Cambodia, in some ways, has become a victim of its own economic success. The country has recorded economic growth averaging 11 percent over the past three years, spurred on by a galloping tourism sector and strong garment and building industries.

Growing interest by foreign investors and a real estate boom that has helped create more than a few overnight millionaires have resulted in an unprecedented explosion of wealth.

But the sudden influx of cash into the fragile economy has not come without its pitfalls.

Over the past year inflation has spiked at 10.8 percent, compared with 2.8 percent at the end of 2006, driving up the cost of food and other staple goods and pushing the most vulnerable deeper into poverty.

"About 8.5 percentage points of December's inflation rate of 10.8 percent was accounted for by food price inflation," said the International Monetary Fund's Cambodia representative John Nelms.

For as many as 2.6 million people living in extreme poverty, the situation has been worsening over the last several years, which have been marked by poor harvests brought on by natural disasters such as flood or drought.

"Too many Cambodians still suffer from hunger and malnutrition for some or most of the time," the World Food Programme (WFP) said on its website.
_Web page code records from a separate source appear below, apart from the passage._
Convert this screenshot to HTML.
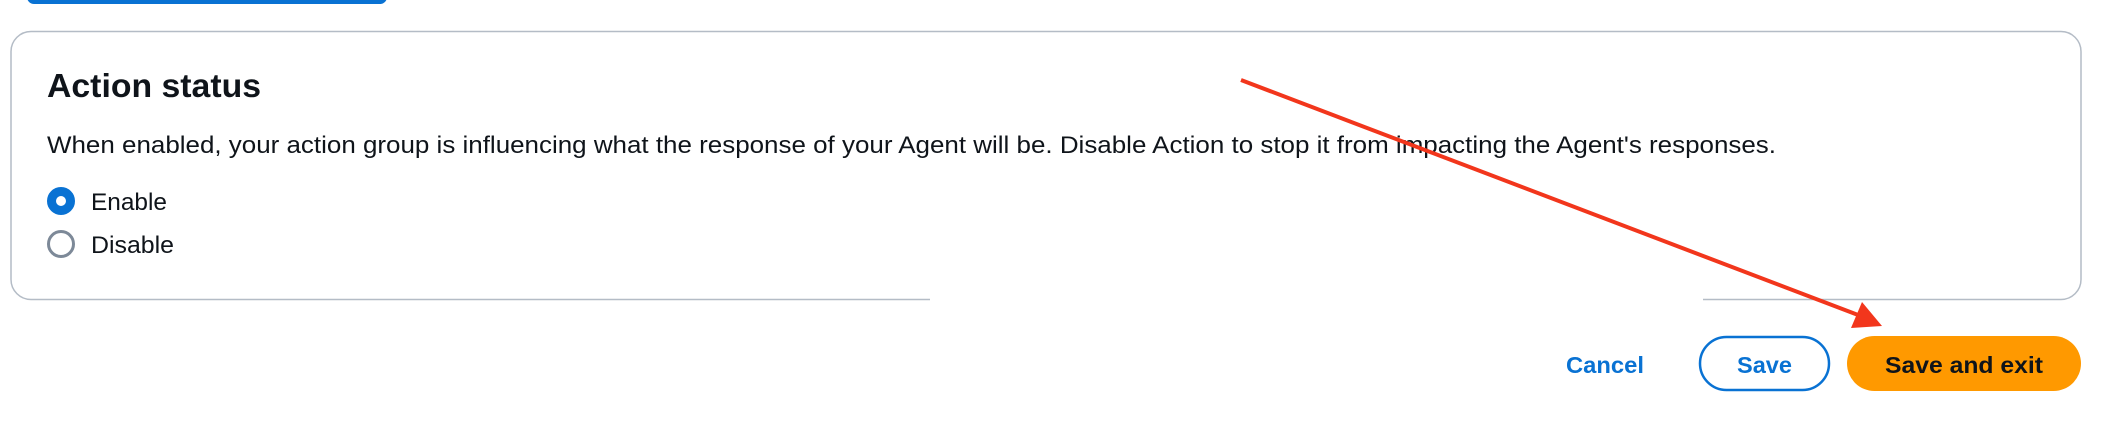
<!DOCTYPE html>
<html><head><meta charset="utf-8"><style>html,body{margin:0;padding:0;background:#fff;width:2110px;height:432px;overflow:hidden}</style></head>
<body>
<svg width="2110" height="432" viewBox="0 0 2110 432" xmlns="http://www.w3.org/2000/svg" font-family="Liberation Sans, sans-serif">
<rect x="27" y="-10" width="360" height="14" rx="7" fill="#0972d3"/>
<rect x="11" y="31.5" width="2070" height="268" rx="20" fill="#fff" stroke="#b4bcc6" stroke-width="1.5"/>
<rect x="930" y="296" width="773" height="6" fill="#fff"/>
<text x="47" y="97" font-size="33" font-weight="bold" fill="#0f141a" textLength="214" lengthAdjust="spacingAndGlyphs">Action status</text>
<text x="47" y="153" font-size="24" fill="#0f141a" textLength="1729" lengthAdjust="spacingAndGlyphs">When enabled, your action group is influencing what the response of your Agent will be. Disable Action to stop it from impacting the Agent's responses.</text>
<circle cx="61" cy="201" r="9.5" fill="#fff" stroke="#0972d3" stroke-width="9"/>
<text x="91" y="210" font-size="24" fill="#0f141a" textLength="76" lengthAdjust="spacingAndGlyphs">Enable</text>
<circle cx="61" cy="244" r="12.5" fill="#fff" stroke="#7d8998" stroke-width="3"/>
<text x="91" y="253" font-size="24" fill="#0f141a" textLength="83" lengthAdjust="spacingAndGlyphs">Disable</text>
<text x="1566" y="373" font-size="23" font-weight="bold" fill="#0972d3" textLength="78" lengthAdjust="spacingAndGlyphs">Cancel</text>
<rect x="1700" y="337" width="129" height="53" rx="26.5" fill="#fff" stroke="#0972d3" stroke-width="2.5"/>
<text x="1737" y="373" font-size="23" font-weight="bold" fill="#0972d3" textLength="55" lengthAdjust="spacingAndGlyphs">Save</text>
<rect x="1847" y="336" width="234" height="55" rx="27.5" fill="#ff9900"/>
<text x="1885" y="373" font-size="23" font-weight="bold" fill="#0f141a" textLength="158" lengthAdjust="spacingAndGlyphs">Save and exit</text>
<line x1="1241" y1="80" x2="1866" y2="318" stroke="#f2361c" stroke-width="4"/>
<polygon points="1851,328 1882,326 1862,302" fill="#f2361c"/>
</svg>
</body></html>
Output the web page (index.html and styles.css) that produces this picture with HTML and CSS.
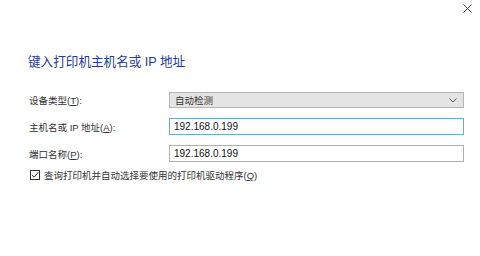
FILE: index.html
```html
<!DOCTYPE html>
<html lang="zh">
<head>
  <meta charset="UTF-8">
  <title>添加打印机</title>
  <link rel="stylesheet" href="styles.css">
</head>
<body>
  <div class="dialog">
    <div class="title-bar">
      <button class="close-btn" aria-label="关闭">
        <svg width="9" height="9" viewBox="0 0 9 9"><path d="M0.5 0.5 L8.5 8.5 M8.5 0.5 L0.5 8.5" stroke="#444" stroke-width="1" fill="none"/></svg>
      </button>
    </div>
    <div class="heading">键入打印机主机名或 IP 地址</div>

    <div class="form">
      <label class="form-label">设备类型(<u>T</u>):</label>
      <div class="select">
        <span>自动检测</span>
        <svg width="8" height="5" viewBox="0 0 8 5"><path d="M0.5 0.5 L4 4 L7.5 0.5" stroke="#555" stroke-width="1" fill="none"/></svg>
      </div>

      <label class="form-label">主机名或 IP 地址(<u>A</u>):</label>
      <div class="text-input focused">192.168.0.199</div>

      <label class="form-label">端口名称(<u>P</u>):</label>
      <div class="text-input">192.168.0.199</div>
    </div>

    <div class="check-row">
      <span class="checkbox">
        <svg width="9" height="8" viewBox="0 0 9 8"><path d="M1 4 L3.5 6.5 L8 1" stroke="#222" stroke-width="1.1" fill="none"/></svg>
      </span>
      <span>查询打印机并自动选择要使用的打印机驱动程序(<u>Q</u>)</span>
    </div>
  </div>
</body>
</html>
```

FILE: styles.css
```css
* { margin: 0; padding: 0; box-sizing: border-box; }
body {
  font-family: "Liberation Sans", "Noto Sans CJK SC", sans-serif;
  background-color: #fff;
  width: 480px;
  height: 256px;
  overflow: hidden;
  color: #222;
}
.dialog {
  display: flex;
  flex-direction: column;
}
.title-bar {
  height: 54px;
  display: flex;
  justify-content: flex-end;
  align-items: flex-start;
  padding: 4px 8px 0 0;
}
.close-btn {
  width: 9px;
  height: 9px;
  border: none;
  background: transparent;
  display: flex;
}
.heading {
  padding-left: 28px;
  font-size: 12.6px;
  line-height: 16px;
  color: #1e3c94;
  height: 38px;
}
.form {
  display: grid;
  grid-template-columns: 140px 295px;
  row-gap: 10px;
  padding-left: 29px;
  align-items: center;
}
.form-label {
  font-size: 9.5px;
  color: #333;
}
.form-label u { text-decoration: underline; }
.select {
  height: 16px;
  background-color: #e4e4e4;
  border: 1px solid #b5b5b5;
  display: flex;
  align-items: center;
  justify-content: space-between;
  padding: 0 6px 0 5px;
  font-size: 9.5px;
  color: #333;
}
.text-input {
  height: 17px;
  border: 1px solid #b0b0b0;
  background: #fff;
  font-size: 10px;
  line-height: 15px;
  padding-left: 4px;
  color: #111;
}
.text-input.focused {
  border-color: #6fa8dc;
}
.check-row {
  display: flex;
  align-items: center;
  gap: 4px;
  padding-left: 30px;
  margin-top: 6px;
  font-size: 9.5px;
  color: #333;
}
.checkbox {
  width: 10px;
  height: 10px;
  border: 1px solid #333;
  display: flex;
  align-items: center;
  justify-content: center;
}
```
The unrelenting rise in food costs only adds more depth to their misery.

"WFP is very concerned about the general increase of the cost of the staples, in Cambodia as well as elsewhere," the agency's country director for Cambodia, Thomas Keusters, told AFP.

Food inflation has even affected aid efforts at a crucial time, as aid agencies anticipate the need for more handouts in rural areas facing a leaner than normal year ahead.

In January last year, the WFP paid 237 dollars per metric tonne of rice, a cost that has now risen to 367 dollars a tonne, Keusters said.

"For every dollar received from the international and local donor community, we buy 55 percent less rice. With the general increase in the cost of food, the need for food assistance will not decrease," he said.

"On the contrary. As Cambodia faces new challenges such as climate change, changes in food availability, high energy prices, globalization and many more, we all need to strategise better," he said.